Supplied information.
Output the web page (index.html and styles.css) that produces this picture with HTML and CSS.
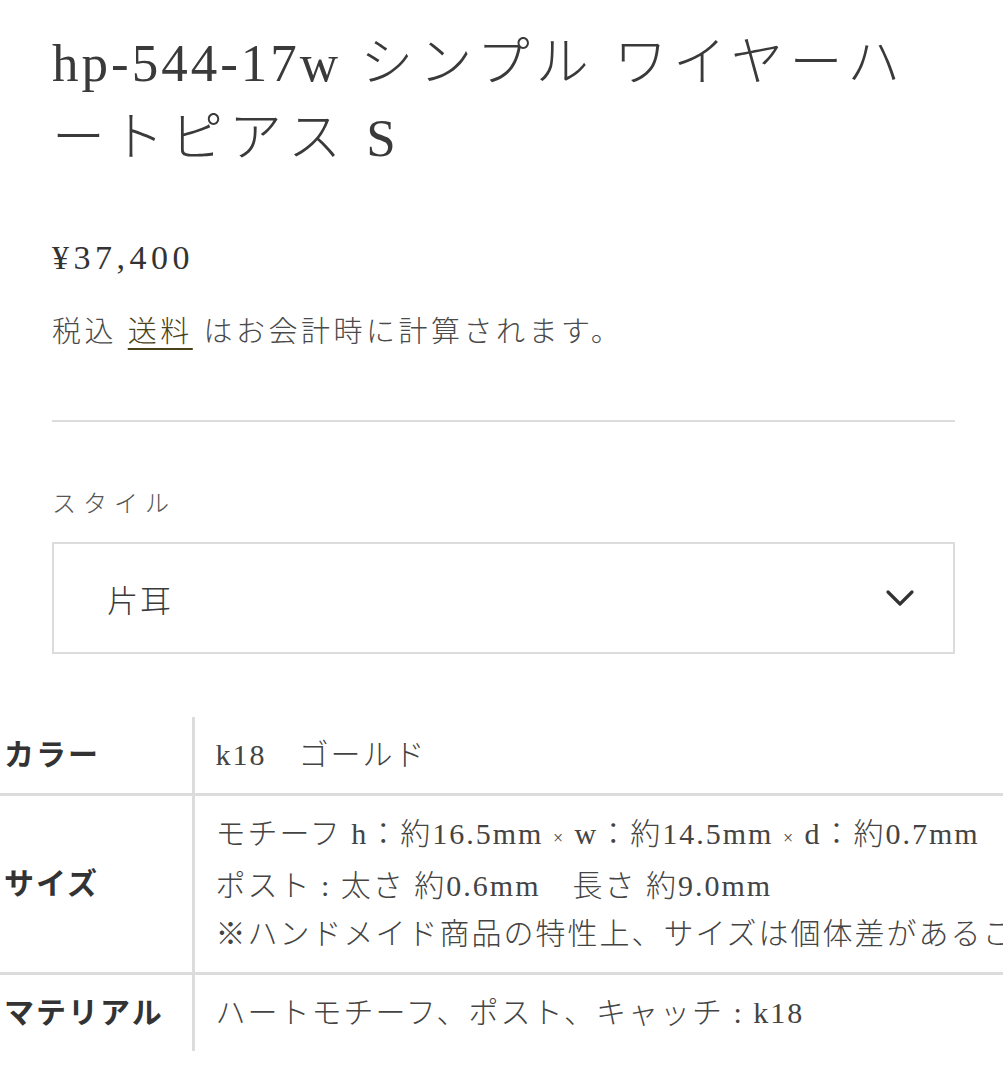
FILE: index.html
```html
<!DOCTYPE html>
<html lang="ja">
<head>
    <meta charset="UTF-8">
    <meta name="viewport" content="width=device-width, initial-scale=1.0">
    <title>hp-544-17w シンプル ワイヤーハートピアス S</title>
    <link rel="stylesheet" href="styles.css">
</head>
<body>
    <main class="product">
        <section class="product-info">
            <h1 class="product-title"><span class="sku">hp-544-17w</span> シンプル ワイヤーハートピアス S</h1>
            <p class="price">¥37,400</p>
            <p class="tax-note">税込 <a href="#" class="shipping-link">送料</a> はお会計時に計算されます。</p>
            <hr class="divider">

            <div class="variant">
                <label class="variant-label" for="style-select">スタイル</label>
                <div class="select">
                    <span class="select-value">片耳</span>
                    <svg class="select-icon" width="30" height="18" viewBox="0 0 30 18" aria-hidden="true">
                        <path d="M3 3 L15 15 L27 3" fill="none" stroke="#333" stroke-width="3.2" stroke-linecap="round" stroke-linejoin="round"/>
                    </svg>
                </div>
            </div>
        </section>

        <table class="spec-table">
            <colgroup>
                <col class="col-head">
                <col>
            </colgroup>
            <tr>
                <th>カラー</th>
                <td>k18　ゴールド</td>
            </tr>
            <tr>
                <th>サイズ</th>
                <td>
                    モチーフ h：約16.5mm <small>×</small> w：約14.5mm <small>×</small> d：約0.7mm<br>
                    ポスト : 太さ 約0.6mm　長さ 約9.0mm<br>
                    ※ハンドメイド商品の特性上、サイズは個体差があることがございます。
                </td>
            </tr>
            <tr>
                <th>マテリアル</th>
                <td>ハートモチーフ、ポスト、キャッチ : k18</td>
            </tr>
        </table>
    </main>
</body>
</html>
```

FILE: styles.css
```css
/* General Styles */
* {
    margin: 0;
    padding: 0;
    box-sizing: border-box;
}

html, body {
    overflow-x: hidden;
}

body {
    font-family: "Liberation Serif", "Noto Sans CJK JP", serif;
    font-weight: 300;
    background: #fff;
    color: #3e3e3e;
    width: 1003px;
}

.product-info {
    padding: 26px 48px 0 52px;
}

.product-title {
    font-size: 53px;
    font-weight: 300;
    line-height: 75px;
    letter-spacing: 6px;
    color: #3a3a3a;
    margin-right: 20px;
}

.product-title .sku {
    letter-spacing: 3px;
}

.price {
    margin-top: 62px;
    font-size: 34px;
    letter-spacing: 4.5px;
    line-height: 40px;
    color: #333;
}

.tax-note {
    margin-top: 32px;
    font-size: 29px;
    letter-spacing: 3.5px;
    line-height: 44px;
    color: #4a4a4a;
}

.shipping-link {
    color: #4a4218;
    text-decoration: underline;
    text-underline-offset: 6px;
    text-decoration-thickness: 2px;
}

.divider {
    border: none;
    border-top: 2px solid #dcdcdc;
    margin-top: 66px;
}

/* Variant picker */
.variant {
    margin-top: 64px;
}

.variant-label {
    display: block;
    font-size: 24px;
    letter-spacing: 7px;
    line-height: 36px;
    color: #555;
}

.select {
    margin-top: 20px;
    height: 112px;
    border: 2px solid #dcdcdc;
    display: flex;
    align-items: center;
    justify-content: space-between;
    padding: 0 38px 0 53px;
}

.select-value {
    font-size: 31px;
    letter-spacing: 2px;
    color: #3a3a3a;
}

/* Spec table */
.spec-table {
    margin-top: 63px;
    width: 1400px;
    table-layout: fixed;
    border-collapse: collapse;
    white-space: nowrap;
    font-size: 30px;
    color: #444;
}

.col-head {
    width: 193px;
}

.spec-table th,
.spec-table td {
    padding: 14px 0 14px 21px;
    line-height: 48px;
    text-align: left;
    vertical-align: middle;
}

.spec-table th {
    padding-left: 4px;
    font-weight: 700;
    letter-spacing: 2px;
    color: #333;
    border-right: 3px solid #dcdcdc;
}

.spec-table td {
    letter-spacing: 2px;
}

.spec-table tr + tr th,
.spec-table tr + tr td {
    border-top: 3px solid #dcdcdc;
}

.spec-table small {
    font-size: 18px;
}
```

Problem statement. Count how many lines of the material hold the string "index". Give the number and nothing more.

Finished task. 2